A principal parceria de Labiata, no entanto, foi com um manuscrito. Ano passado, Lenine foi procurado por Gorete, irmã de Chico Science artista pernambucano responsável direto pela criação do movimento manguebeat, na década de 1990. Gorete contou que dois dias antes do acidente automobilístico que tiraria a vida do líder da Nação Zumbi, em 1997, Chico cantarolava algo. Estava apaixonado e acabara de voltar de uma "viagem romântica". Os versos, que se tranformaram na faixa "Samba e Leveza", terceira do disco novo de Lenine, foram encontrados anos depois por Gorete em uma gaveta do quarto do irmão. "Eu nunca fui íntimo do Chico, mas ela me cativou e disse que só eu poderia fazer com que aquelas palavras ganhassem o mundo", revelou Lenine.

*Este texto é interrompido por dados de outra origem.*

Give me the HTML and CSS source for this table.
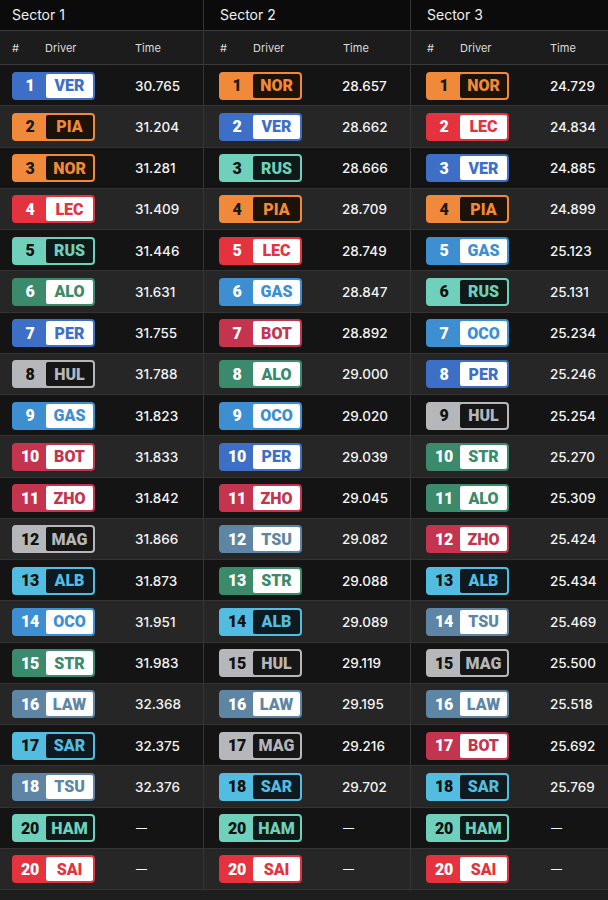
FILE: index.html
```html
<!DOCTYPE html>
<html>
<head>
<meta charset="utf-8">
<link rel="stylesheet" href="styles.css">
</head>
<body>
<div class="board" id="board"></div>
<script>
const data = [
  ["Sector 1", [[1,"VER","30.765"],[2,"PIA","31.204"],[3,"NOR","31.281"],[4,"LEC","31.409"],[5,"RUS","31.446"],[6,"ALO","31.631"],[7,"PER","31.755"],[8,"HUL","31.788"],[9,"GAS","31.823"],[10,"BOT","31.833"],[11,"ZHO","31.842"],[12,"MAG","31.866"],[13,"ALB","31.873"],[14,"OCO","31.951"],[15,"STR","31.983"],[16,"LAW","32.368"],[17,"SAR","32.375"],[18,"TSU","32.376"],[20,"HAM",null],[20,"SAI",null]]],
  ["Sector 2", [[1,"NOR","28.657"],[2,"VER","28.662"],[3,"RUS","28.666"],[4,"PIA","28.709"],[5,"LEC","28.749"],[6,"GAS","28.847"],[7,"BOT","28.892"],[8,"ALO","29.000"],[9,"OCO","29.020"],[10,"PER","29.039"],[11,"ZHO","29.045"],[12,"TSU","29.082"],[13,"STR","29.088"],[14,"ALB","29.089"],[15,"HUL","29.119"],[16,"LAW","29.195"],[17,"MAG","29.216"],[18,"SAR","29.702"],[20,"HAM",null],[20,"SAI",null]]],
  ["Sector 3", [[1,"NOR","24.729"],[2,"LEC","24.834"],[3,"VER","24.885"],[4,"PIA","24.899"],[5,"GAS","25.123"],[6,"RUS","25.131"],[7,"OCO","25.234"],[8,"PER","25.246"],[9,"HUL","25.254"],[10,"STR","25.270"],[11,"ALO","25.309"],[12,"ZHO","25.424"],[13,"ALB","25.434"],[14,"TSU","25.469"],[15,"MAG","25.500"],[16,"LAW","25.518"],[17,"BOT","25.692"],[18,"SAR","25.769"],[20,"HAM",null],[20,"SAI",null]]]
];
const team = {VER:"rbr",PER:"rbr",NOR:"mcl",PIA:"mcl",LEC:"fer",SAI:"fer",RUS:"mer",HAM:"mer",ALO:"amr",STR:"amr",HUL:"haa",MAG:"haa",GAS:"alp",OCO:"alp",BOT:"sau",ZHO:"sau",ALB:"wil",SAR:"wil",TSU:"rb",LAW:"rb"};
const board = document.getElementById("board");
data.forEach((sec, i) => {
  const col = document.createElement("div");
  col.className = "col col-" + (i + 1);
  let html = '<div class="sec-head">' + sec[0] + '</div>';
  html += '<div class="col-head"><span>#</span><span>Driver</span><span>Time</span></div>';
  sec[1].forEach((r, j) => {
    html += '<div class="row ' + (j % 2 ? 'even' : 'odd') + '">' +
      '<div class="badge t-' + team[r[1]] + '"><span class="num">' + r[0] + '</span><span class="code">' + r[1] + '</span></div>' +
      '<span class="time' + (r[2] ? '' : ' dash') + '">' + (r[2] || '—') + '</span></div>';
  });
  col.innerHTML = html;
  board.appendChild(col);
});
</script>
</body>
</html>
```
FILE: styles.css
```css
html, body {
  margin: 0;
  padding: 0;
  background: #1e1e1e;
}
body {
  font-family: Inter, "Noto Sans", sans-serif;
  color: #f2f2f2;
  width: 608px;
  height: 900px;
  overflow: hidden;
}
.board {
  display: grid;
  grid-template-columns: 204px 207px 197px;
}
.col {
  display: flex;
  flex-direction: column;
  --pl: 15px;
}
.col-1 { --pl: 12px; }
.col-1, .col-2 { border-right: 1px solid #353535; box-sizing: border-box; }
.sec-head {
  height: 31px;
  box-sizing: border-box;
  border-bottom: 1px solid #3a3a3a;
  background: #0b0b0b;
  padding-left: var(--pl);
  padding-bottom: 2px;
  display: flex;
  align-items: center;
  font-size: 14px;
  color: #f0f0f0;
}
.col-2 .sec-head, .col-3 .sec-head { padding-left: 16px; }
.col-head {
  height: 34px;
  box-sizing: border-box;
  border-bottom: 1px solid #3a3a3a;
  background: #1c1c1c;
  padding-left: var(--pl);
  display: grid;
  grid-template-columns: 33px 90px auto;
  align-items: center;
  font-size: 11px;
  color: #dcdcdc;
}
.col-2 .col-head, .col-3 .col-head { padding-left: 16px; }
.row {
  height: 41.25px;
  box-sizing: border-box;
  border-bottom: 1px solid #333;
  display: flex;
  align-items: center;
  padding-left: var(--pl);
  padding-top: 1px;
}
.row.odd { background: #141414; }
.row.even { background: #262626; }
.badge {
  --c: #888;
  --n: #fff;
  --in: #fff;
  width: 83px;
  height: 28px;
  box-sizing: border-box;
  border: 2px solid var(--c);
  background: var(--c);
  border-radius: 4px;
  display: flex;
  font-family: Roboto, "Liberation Sans", sans-serif;
  font-weight: 900;
  font-size: 16px;
}
.num {
  width: 32px;
  display: flex;
  align-items: center;
  justify-content: center;
  color: var(--n);
  letter-spacing: -0.3px;
}
.code {
  flex: 1;
  background: var(--in);
  color: var(--c);
  border-radius: 2px;
  display: flex;
  align-items: center;
  justify-content: center;
}
.time {
  margin-left: 40px;
  font-size: 13.5px;
  font-weight: 500;
  color: #f4f4f4;
}
.col-3 .time { margin-left: 41px; }
.time.dash {
  margin-left: 41px;
  font-size: 11px;
}
.col-3 .time.dash { margin-left: 42px; }

.t-rbr { --c: #3d6fc6; }
.t-mcl { --c: #f08a3a; --n: #1a1a1a; --in: #1c1208; }
.t-fer { --c: #e5323f; }
.t-mer { --c: #6fd0bb; --n: #111; --in: #0f1a18; }
.t-amr { --c: #3b8a6c; }
.t-haa { --c: #b5b7ba; --n: #111; --in: #161616; }
.t-alp { --c: #3d8fd1; }
.t-sau { --c: #c5344e; }
.t-wil { --c: #52bde0; --n: #111; --in: #0e1a1f; }
.t-rb { --c: #5e86a4; }
```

Labiata vai das influências improváveis do manguebeat às pesadas e distorcidas guitarras em "O Céu É Muito", sexta faixa do CD. Depois de seus álbuns Na Pressão (1999) e, principalmente, Falange Canibal, Lenine foi reconhecido por ousar, experimentar e interpretar de uma forma diferente, seja por sua presença de palco "típica de um roqueiro", garante ele ou na maneira já característica com que dedilha o violão. A receita? Intimidade.

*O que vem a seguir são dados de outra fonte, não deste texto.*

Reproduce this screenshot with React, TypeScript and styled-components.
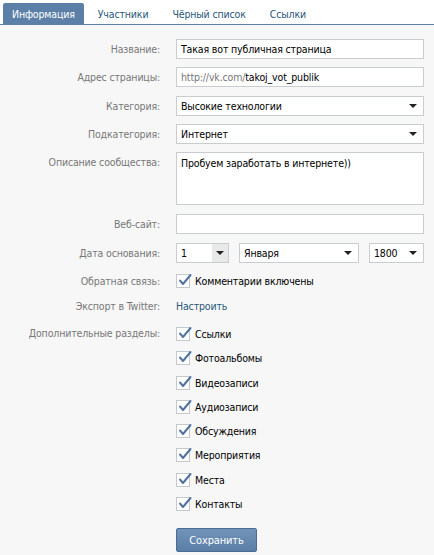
import React from "react";
import styled, { createGlobalStyle } from "styled-components";

const Global = createGlobalStyle`
  html, body { margin: 0; padding: 0; background: #f7f7f7; }
  body { font-family: "DejaVu Sans Condensed", "Liberation Sans", Arial, sans-serif; font-size: 10.5px; letter-spacing: -0.15px; color: #000; }
  * { box-sizing: border-box; }
`;

const Page = styled.div`
  width: 434px;
  height: 555px;
  background: #f7f7f7;
  overflow: hidden;
`;

const TabBar = styled.div`
  display: flex;
  align-items: flex-end;
  height: 25px;
  padding: 3px 0 0 3px;
  background: #ffffff;
  border-bottom: 1px solid #5b7fa6;
`;

const Tab = styled.div<{ $active?: boolean }>`
  height: 21px;
  padding: 0 ${(p) => (p.$active ? "9px" : "12px")};
  margin-right: ${(p) => (p.$active ? "2px" : "0")};
  display: flex;
  align-items: center;
  border-radius: 2px 2px 0 0;
  background: ${(p) => (p.$active ? "#5b7fa6" : "transparent")};
  color: ${(p) => (p.$active ? "#ffffff" : "#2b587a")};
`;

const Form = styled.div`
  display: flex;
  flex-direction: column;
  padding-top: 14px;
`;

const Row = styled.div<{ $mt?: number; $top?: boolean }>`
  display: grid;
  grid-template-columns: 160px 248px;
  column-gap: 16px;
  align-items: ${(p) => (p.$top ? "start" : "center")};
  margin-top: ${(p) => p.$mt ?? 0}px;
`;

const Label = styled.div<{ $pt?: number }>`
  text-align: right;
  color: #777777;
  white-space: nowrap;
  padding-top: ${(p) => p.$pt ?? 0}px;
`;

const Field = styled.div`
  height: 20px;
  border: 1px solid #c9cdd2;
  background: #ffffff;
  display: flex;
  align-items: center;
  padding: 0 4px;
  white-space: nowrap;
`;

const Muted = styled.span`
  color: #777777;
`;

const TextArea = styled.div`
  height: 53px;
  border: 1px solid #c9cdd2;
  background: #ffffff;
  padding: 4px 4px;
`;

const SelectBox = styled.div<{ $w?: number }>`
  height: 20px;
  width: ${(p) => (p.$w ? `${p.$w}px` : "100%")};
  border: 1px solid #c9cdd2;
  background: #ffffff;
  display: flex;
  align-items: center;
  padding-left: 4px;
`;

const SelectText = styled.div`
  flex: 1;
`;

const Arrow = styled.div<{ $shaded?: boolean }>`
  width: 16px;
  height: 100%;
  display: flex;
  align-items: center;
  justify-content: center;
  margin-right: ${(p) => (p.$shaded ? "0" : "2px")};
  background: ${(p) => (p.$shaded ? "#e9e9e9" : "transparent")};
  &::after {
    content: "";
    border-left: 4px solid transparent;
    border-right: 4px solid transparent;
    border-top: 4px solid #222222;
  }
`;

const DateGroup = styled.div`
  display: flex;
  gap: 10px;
`;

const CheckRow = styled.div`
  display: flex;
  align-items: center;
  gap: 5px;
  height: 16px;
`;

const Box = styled.div`
  position: relative;
  width: 14px;
  height: 14px;
  border: 1px solid #c5c9ce;
  background: #ffffff;
  flex-shrink: 0;
`;

const Tick = styled.svg`
  position: absolute;
  left: 1px;
  top: -2px;
`;

const Link = styled.span`
  color: #2b587a;
`;

const List = styled.div`
  display: flex;
  flex-direction: column;
  gap: 8.3px;
`;

const Button = styled.div`
  width: 81px;
  height: 24px;
  display: flex;
  align-items: center;
  justify-content: center;
  color: #ffffff;
  font-size: 11px;
  border: 1px solid #4a6c93;
  border-radius: 2px;
  background: linear-gradient(#7293b9, #5a7ea6);
`;

const Check = ({ children }: { children: React.ReactNode }) => (
  <CheckRow>
    <Box>
      <Tick width="14" height="14" viewBox="0 0 14 14">
        <path d="M2 7.5 L5 11 L12.5 2" fill="none" stroke="#4f74a1" strokeWidth="2" strokeLinecap="round" strokeLinejoin="round" />
      </Tick>
    </Box>
    <span>{children}</span>
  </CheckRow>
);

const sections = [
  "Ссылки",
  "Фотоальбомы",
  "Видеозаписи",
  "Аудиозаписи",
  "Обсуждения",
  "Мероприятия",
  "Места",
  "Контакты",
];

export default function App() {
  return (
    <Page>
      <Global />
      <TabBar>
        <Tab $active>Информация</Tab>
        <Tab>Участники</Tab>
        <Tab>Чёрный список</Tab>
        <Tab>Ссылки</Tab>
      </TabBar>
      <Form>
        <Row>
          <Label>Название:</Label>
          <Field>Такая вот публичная страница</Field>
        </Row>
        <Row $mt={8}>
          <Label>Адрес страницы:</Label>
          <Field>
            <Muted>http://vk.com/</Muted>takoj_vot_publik
          </Field>
        </Row>
        <Row $mt={9}>
          <Label>Категория:</Label>
          <SelectBox>
            <SelectText>Высокие технологии</SelectText>
            <Arrow />
          </SelectBox>
        </Row>
        <Row $mt={8}>
          <Label>Подкатегория:</Label>
          <SelectBox>
            <SelectText>Интернет</SelectText>
            <Arrow />
          </SelectBox>
        </Row>
        <Row $mt={8} $top>
          <Label $pt={4}>Описание сообщества:</Label>
          <TextArea>Пробуем заработать в интернете))</TextArea>
        </Row>
        <Row $mt={9}>
          <Label>Веб-сайт:</Label>
          <Field />
        </Row>
        <Row $mt={9}>
          <Label>Дата основания:</Label>
          <DateGroup>
            <SelectBox $w={53}>
              <SelectText>1</SelectText>
              <Arrow $shaded />
            </SelectBox>
            <SelectBox $w={120}>
              <SelectText>Января</SelectText>
              <Arrow />
            </SelectBox>
            <SelectBox $w={55}>
              <SelectText>1800</SelectText>
              <Arrow />
            </SelectBox>
          </DateGroup>
        </Row>
        <Row $mt={10}>
          <Label>Обратная связь:</Label>
          <Check>Комментарии включены</Check>
        </Row>
        <Row $mt={11}>
          <Label>Экспорт в Twitter:</Label>
          <Link>Настроить</Link>
        </Row>
        <Row $mt={14} $top>
          <Label $pt={1}>Дополнительные разделы:</Label>
          <List>
            {sections.map((s) => (
              <Check key={s}>{s}</Check>
            ))}
          </List>
        </Row>
        <Row $mt={16}>
          <div />
          <Button>Сохранить</Button>
        </Row>
      </Form>
    </Page>
  );
}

"Sou curioso, estou sempre atento ao que fazem por aí, mas não me preocupo com dosagens. Eu sou uma esponja com sede, sempre me renovando e procurando o meu caminho. Não tenho obsessão pelo novo porque o novo é aquilo que a gente esqueceu", disse o músico, que também conta com três participações mais do que especiais em "Continuação". Seus três filhos cantam parte da música que fecha o disco. "Minha música fala de algo atraente e de questões relevantes. Também tem que ter algo de estranheza, mas faço principalmente para que meus filhos, minha mulher e meus parceiros se orgulhem. Mais um sinal do intimismo", confessou. O álbum, em relação aos outros cinco de sua carreira-solo, é só "diferente". Porque "fazer um disco é tirar uma foto das músicas em determinada época".
Em autodefinição, Lenine é um solitário muito bem-acompanhado. Por Djavan, Jorge Ben Jor, André Abujamra, Zélia Duncan e muitos outros. "Onde eles se encaixam? Nunca se estudou esses caras. Eles não fazem parte de movimentos anteriores, como a bossa nova e o tropicalismo, mas exatamente por isso já construíram um outro movimento. São os solidários", disse.
Questioná-lo sobre o futuro da música brasileira é como ir ao seu orquidário e ter aulas em frente a uma autêntica labiata aflorada. "A música do Brasil, como as orquídeas, tem três coisas: a beleza, a diversidade e a resistência. Para você matar, tem que judiar muito dela."